Once we've crafted a diffuse texture or that matter any other texture as part of a material, we can reuse these layers if we do it carefully and we are organized. What I've done here in this example is first to go through and name all of my layers, separating out cleanly things that are geometry or essentially of hard surface from things that are painted on detail such as dirt. I have brick and mortar and brick arch and mortar so they lay over properly as well as windows and dirt and stone sill and chiseling, etcetera. What I'd like to do in my layers is to go in and group things.
In addition to naming the layers I'll name the groups. That way I can take this whole diffuse layer and clone it and decide what parts will become a bump map or a normal map. To start with I'll pick all of my layers except for my template. We can pick one, hold Shift, and pick the end to select all. Then press Ctrl+G to group the layers. I'll rename this group to Color. Or diffuse works nicely too. Now I can take this whole group, hold Alt, and clone it in the Layer menu by dragging, renaming the new group to Bump.
Notice that I've left my template layer above everything, still as a multiplied layer unlocked, but that way I can see it, no matter what texture I am working on. I'll turn off that, turn off the Color layer, and in the Bump layer sort through what's going to be actually relief on the surface and what's simply painted on. Things that are simply painted on are going to disappear for this. I'll select the dirt, the sill dirt, the window dirt, and hit Delete to delete all of them. Now I can take these, grayscale them, and make a bump or a normal map out of it nicely.
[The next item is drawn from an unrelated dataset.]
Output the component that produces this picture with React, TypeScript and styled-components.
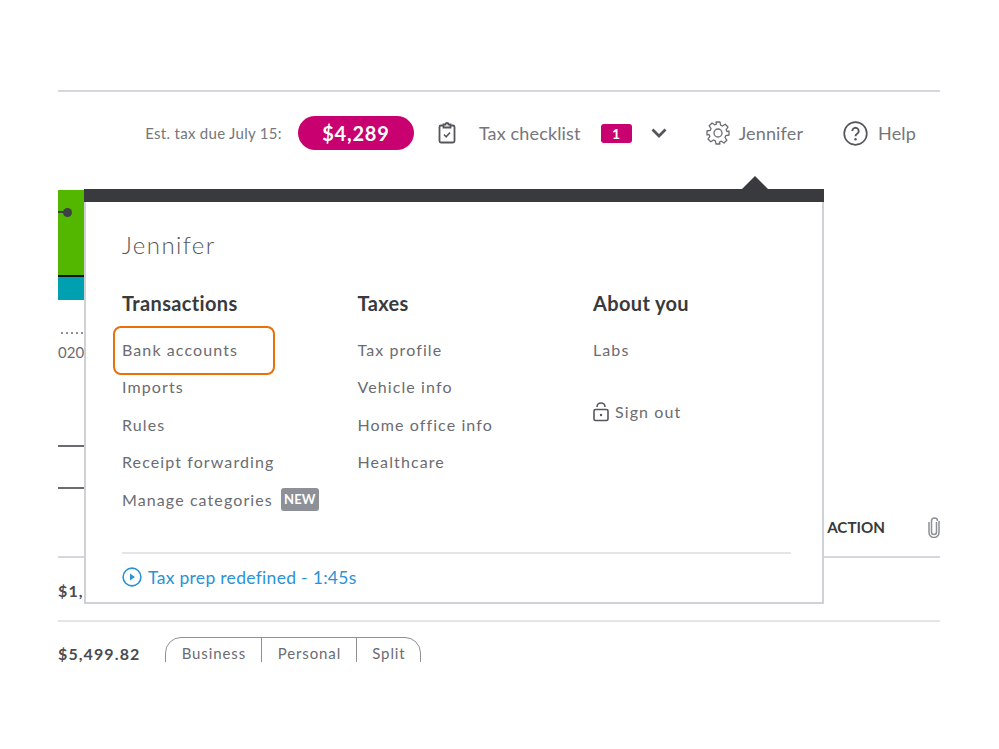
import React from "react";
import styled, { createGlobalStyle } from "styled-components";

const GlobalStyle = createGlobalStyle`
    html, body {
        margin: 0;
        padding: 0;
        background: #fff;
        font-family: "Lato", "Liberation Sans", sans-serif;
        color: #6b6c72;
    }
`;

const Page = styled.div`
    width: 999px;
    height: 749px;
    padding: 90px 59px 0 58px;
    box-sizing: border-box;
    overflow: hidden;
`;

const Frame = styled.div`
    position: relative;
    width: 882px;
    border-top: 2px solid #d4d7dc;
`;

const Toolbar = styled.header`
    display: flex;
    align-items: center;
    justify-content: flex-end;
    height: 82px;
    padding-right: 24px;
`;

const TaxLabel = styled.span`
    font-size: 15px;
    letter-spacing: 0.3px;
    color: #75767b;
    margin-right: 16px;
`;

const TaxPill = styled.span`
    display: flex;
    align-items: center;
    justify-content: center;
    width: 116px;
    height: 34px;
    border-radius: 17px;
    background: #c9006f;
    color: #fff;
    font-size: 20px;
    font-weight: 700;
    letter-spacing: 0.8px;
    margin-right: 24px;
`;

const ToolText = styled.span<{ $gap?: number }>`
    font-size: 18px;
    letter-spacing: 0.15px;
    color: #75767b;
    margin-left: ${(props) => props.$gap ?? 0}px;
`;

const IconSlot = styled.span<{ $gap?: number }>`
    display: flex;
    margin-left: ${(props) => props.$gap ?? 0}px;
`;

const CountBadge = styled.span`
    display: flex;
    align-items: center;
    justify-content: center;
    width: 31px;
    height: 19px;
    margin-left: 20px;
    border-radius: 3px;
    background: #c9006f;
    color: #fff;
    font-size: 14px;
    font-weight: 700;
`;

const Backdrop = styled.section`
    display: flex;
    flex-direction: column;
`;

const ChartBlock = styled.div`
    position: relative;
    width: 40px;
    height: 110px;
    display: flex;
    flex-direction: column;
    margin-top: 16px;
`;

const GreenBar = styled.div`
    height: 85px;
    background: #53b700;
`;

const BaseLine = styled.div`
    height: 2px;
    background: #111;
`;

const TealBar = styled.div`
    height: 23px;
    background: #00a0b0;
`;

const Marker = styled.span`
    position: absolute;
    left: 5px;
    top: 18px;
    width: 9px;
    height: 9px;
    border-radius: 50%;
    background: #3f4045;
    &::before {
        content: "";
        position: absolute;
        left: -5px;
        top: 3px;
        width: 6px;
        height: 2px;
        background: #3f4045;
    }
`;

const AxisDots = styled.div`
    width: 24px;
    height: 2px;
    margin: 32px 0 0 3px;
    background: repeating-linear-gradient(to right, #8d9096 0 2px, transparent 2px 5px);
`;

const AxisLabel = styled.div`
    font-size: 15px;
    line-height: 18px;
    margin-top: 9px;
    color: #6b6c72;
`;

const Tick = styled.div<{ $top: number }>`
    width: 30px;
    height: 2px;
    margin-top: ${(props) => props.$top}px;
    background: #6b6c72;
`;

const TableHead = styled.div`
    display: flex;
    align-items: center;
    justify-content: flex-end;
    height: 28px;
    margin-top: 24px;
    color: #393a3d;
    font-size: 15.2px;
    font-weight: 700;
`;

const ClipSlot = styled.span`
    display: flex;
    margin-left: 42px;
    margin-right: -1px;
`;

const Rule = styled.div<{ $top: number; $strong?: boolean }>`
    height: 2px;
    margin-top: ${(props) => props.$top}px;
    background: ${(props) => (props.$strong ? "#d4d7dc" : "#e3e5e8")};
`;

const AmountRow = styled.div<{ $height: number }>`
    display: flex;
    align-items: flex-start;
    height: ${(props) => props.$height}px;
`;

const Amount = styled.span<{ $top: number }>`
    font-size: 16px;
    font-weight: 700;
    color: #4a4b50;
    letter-spacing: 1.1px;
    line-height: 20px;
    margin-top: ${(props) => props.$top}px;
`;

const SegmentClip = styled.div`
    height: 25px;
    margin: 15px 0 0 25px;
    overflow: hidden;
`;

const Segments = styled.div`
    display: flex;
    height: 40px;
    border: 1px solid #8d9096;
    border-radius: 16px;
`;

const Segment = styled.span<{ $width: number }>`
    display: block;
    width: ${(props) => props.$width}px;
    padding-top: 5px;
    text-align: center;
    font-size: 15px;
    letter-spacing: 0.9px;
    line-height: 20px;
    color: #6b6c72;
    & + & {
        border-left: 1px solid #8d9096;
    }
`;

const Popover = styled.div`
    position: absolute;
    left: 26px;
    top: 97px;
    width: 740px;
    display: flex;
    flex-direction: column;
    background: #fff;
`;

const PopoverBar = styled.div`
    position: relative;
    height: 13px;
    background: #393a3d;
    &::before {
        content: "";
        position: absolute;
        right: 56px;
        top: -13px;
        border-left: 13px solid transparent;
        border-right: 13px solid transparent;
        border-bottom: 13px solid #393a3d;
    }
`;

const PopoverBody = styled.div`
    height: 402px;
    box-sizing: border-box;
    display: flex;
    flex-direction: column;
    border: 2px solid #cfd1d5;
    border-top: 0;
    padding: 0 31px 0 36px;
`;

const UserName = styled.div`
    font-size: 24px;
    font-weight: 300;
    letter-spacing: 1.4px;
    line-height: 30px;
    margin-top: 28px;
    color: #55565b;
`;

const Columns = styled.div`
    display: grid;
    grid-template-columns: repeat(3, 235.5px);
    margin-top: 31px;
    height: 261px;
`;

const Column = styled.div`
    display: flex;
    flex-direction: column;
`;

const ColumnTitle = styled.div`
    font-size: 20px;
    font-weight: 700;
    letter-spacing: 0.35px;
    line-height: 24px;
    color: #393a3d;
    margin-bottom: 15.5px;
`;

const MenuItem = styled.a<{ $outlined?: boolean; $gap?: number }>`
    position: relative;
    display: flex;
    align-items: center;
    height: 37.5px;
    margin-top: ${(props) => props.$gap ?? 0}px;
    font-size: 16px;
    letter-spacing: 1.1px;
    color: #6b6c72;
    ${(props) =>
        props.$outlined &&
        `&::after {
            content: "";
            position: absolute;
            left: -9px;
            top: -4.5px;
            width: 158px;
            height: 45px;
            border: 2px solid #e8710a;
            border-radius: 8px;
        }`}
`;

const NewTag = styled.span`
    display: inline-flex;
    align-items: center;
    justify-content: center;
    width: 38px;
    height: 23px;
    margin-left: 8px;
    border-radius: 3px;
    background: #8d9096;
    color: #fff;
    font-size: 13px;
    font-weight: 700;
    letter-spacing: 0.2px;
`;

const LockSlot = styled.span`
    display: flex;
    margin-right: 6px;
`;

const Footer = styled.div`
    display: flex;
    align-items: center;
    height: 50px;
    box-sizing: border-box;
    padding-bottom: 2px;
    border-top: 2px solid #e3e5e8;
    color: #2a93d5;
    font-size: 17.5px;
    letter-spacing: 0.3px;
`;

const PlaySlot = styled.span`
    display: flex;
    margin-right: 6px;
`;

const groups = [
    { title: "Transactions", items: ["Bank accounts", "Imports", "Rules", "Receipt forwarding", "Manage categories"] },
    { title: "Taxes", items: ["Tax profile", "Vehicle info", "Home office info", "Healthcare"] },
    { title: "About you", items: ["Labs"] },
];

const ClipboardIcon = () => (
    <svg width="18" height="22" viewBox="0 0 18 22" fill="none" stroke="#55565b" strokeWidth="1.8">
        <path d="M5.5 3.5H3a1.5 1.5 0 0 0-1.5 1.5v14A1.5 1.5 0 0 0 3 20.5h12a1.5 1.5 0 0 0 1.5-1.5V5A1.5 1.5 0 0 0 15 3.5h-2.5" />
        <path d="M5.5 5.5v-3h2a1.5 1.5 0 0 1 3 0h2v3z" />
        <path d="M6 12.5l2.2 2.3L12 10.5" strokeWidth="1.5" />
    </svg>
);

const ChevronIcon = () => (
    <svg width="16" height="10" viewBox="0 0 16 10" fill="none" stroke="#55565b" strokeWidth="2.8">
        <path d="M1.5 1.5L8 8l6.5-6.5" />
    </svg>
);

const GearIcon = () => (
    <svg width="24" height="24" viewBox="0 0 24 24" fill="none" stroke="#6b6c72" strokeWidth="1.3" strokeLinejoin="round">
        <circle cx="12" cy="12" r="4" />
        <path d="M10 1h4l.6 3.2 1.9.8 2.7-1.8 2.8 2.8-1.8 2.7.8 1.9L23 10v4l-3.2.6-.8 1.9 1.8 2.7-2.8 2.8-2.7-1.8-1.9.8L14 23h-4l-.6-3.2-1.9-.8-2.7 1.8-2.8-2.8 1.8-2.7-.8-1.9L1 14v-4l3.2-.6.8-1.9-1.8-2.7 2.8-2.8 2.7 1.8 1.9-.8z" />
    </svg>
);

const HelpIcon = () => (
    <svg width="25" height="25" viewBox="0 0 25 25" fill="none" stroke="#55565b" strokeWidth="1.7">
        <circle cx="12.5" cy="12.5" r="11.3" />
        <path d="M9.3 10a3.2 3.2 0 1 1 4.8 2.8c-1 .6-1.6 1.1-1.6 2.4" strokeWidth="1.9" />
        <circle cx="12.5" cy="18.2" r="1.2" fill="#55565b" stroke="none" />
    </svg>
);

const LockIcon = () => (
    <svg width="16" height="20" viewBox="0 0 16 20" fill="none" stroke="#55565b" strokeWidth="1.6">
        <rect x="1" y="7.5" width="14" height="11" rx="1.5" />
        <path d="M4 5a4 4 0 0 1 8 0" />
        <circle cx="8" cy="13" r="1.2" fill="#55565b" stroke="none" />
    </svg>
);

const PlayIcon = () => (
    <svg width="20" height="20" viewBox="0 0 20 20" fill="none" stroke="#2a93d5" strokeWidth="1.6">
        <circle cx="10" cy="10" r="8.9" />
        <path d="M8 6.6l5 3.4-5 3.4z" fill="#2a93d5" stroke="none" />
    </svg>
);

const ClipIcon = () => (
    <svg width="14" height="22" viewBox="0 0 14 22" fill="none" stroke="#8d9096" strokeWidth="1.5">
        <path d="M9.5 6v10a2.5 2.5 0 0 1-5 0V5a3 3 0 0 1 6 0" />
        <path d="M2 6v10.5a5 5 0 0 0 10 0V5" />
    </svg>
);

export default function App() {
    return (
        <>
            <GlobalStyle />
            <Page>
                <Frame>
                    <Toolbar>
                        <TaxLabel>Est. tax due July 15:</TaxLabel>
                        <TaxPill>$4,289</TaxPill>
                        <IconSlot><ClipboardIcon /></IconSlot>
                        <ToolText $gap={23}>Tax checklist</ToolText>
                        <CountBadge>1</CountBadge>
                        <IconSlot $gap={19}><ChevronIcon /></IconSlot>
                        <IconSlot $gap={39}><GearIcon /></IconSlot>
                        <ToolText $gap={9}>Jennifer</ToolText>
                        <IconSlot $gap={40}><HelpIcon /></IconSlot>
                        <ToolText $gap={10}>Help</ToolText>
                    </Toolbar>

                    <Backdrop>
                        <ChartBlock>
                            <GreenBar />
                            <BaseLine />
                            <TealBar />
                            <Marker />
                        </ChartBlock>
                        <AxisDots />
                        <AxisLabel>020</AxisLabel>
                        <Tick $top={84} />
                        <Tick $top={40} />
                        <TableHead>
                            ACTION
                            <ClipSlot><ClipIcon /></ClipSlot>
                        </TableHead>
                        <Rule $top={15} $strong />
                        <AmountRow $height={62}>
                            <Amount $top={23}>$1,</Amount>
                        </AmountRow>
                        <Rule $top={0} />
                        <AmountRow $height={40}>
                            <Amount $top={22}>$5,499.82</Amount>
                            <SegmentClip>
                                <Segments>
                                    <Segment $width={95}>Business</Segment>
                                    <Segment $width={94}>Personal</Segment>
                                    <Segment $width={63}>Split</Segment>
                                </Segments>
                            </SegmentClip>
                        </AmountRow>
                    </Backdrop>

                    <Popover>
                        <PopoverBar />
                        <PopoverBody>
                            <UserName>Jennifer</UserName>
                            <Columns>
                                {groups.map((group) => (
                                    <Column key={group.title}>
                                        <ColumnTitle>{group.title}</ColumnTitle>
                                        {group.items.map((item) => (
                                            <MenuItem key={item} $outlined={item === "Bank accounts"}>
                                                {item}
                                                {item === "Manage categories" && <NewTag>NEW</NewTag>}
                                            </MenuItem>
                                        ))}
                                        {group.title === "About you" && (
                                            <MenuItem $gap={25}>
                                                <LockSlot><LockIcon /></LockSlot>
                                                Sign out
                                            </MenuItem>
                                        )}
                                    </Column>
                                ))}
                            </Columns>
                            <Footer>
                                <PlaySlot><PlayIcon /></PlaySlot>
                                Tax prep redefined - 1:45s
                            </Footer>
                        </PopoverBody>
                    </Popover>
                </Frame>
            </Page>
        </>
    );
}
The important thing to stress here is to be organized. In any working drawing, in this case a PSD, we should be organized by name and by layer and when possible in any other method available so that we can find things easily and adjust them. In this case, if I had to adjust the color of the brick or maybe add variation, it's very easy to come in and select just the brick layer to constrain that selection without worrying about affecting dirt or mortar. Likewise, I can adjust things like dirt or windows or even window glass very easily and reuse it whenever possible.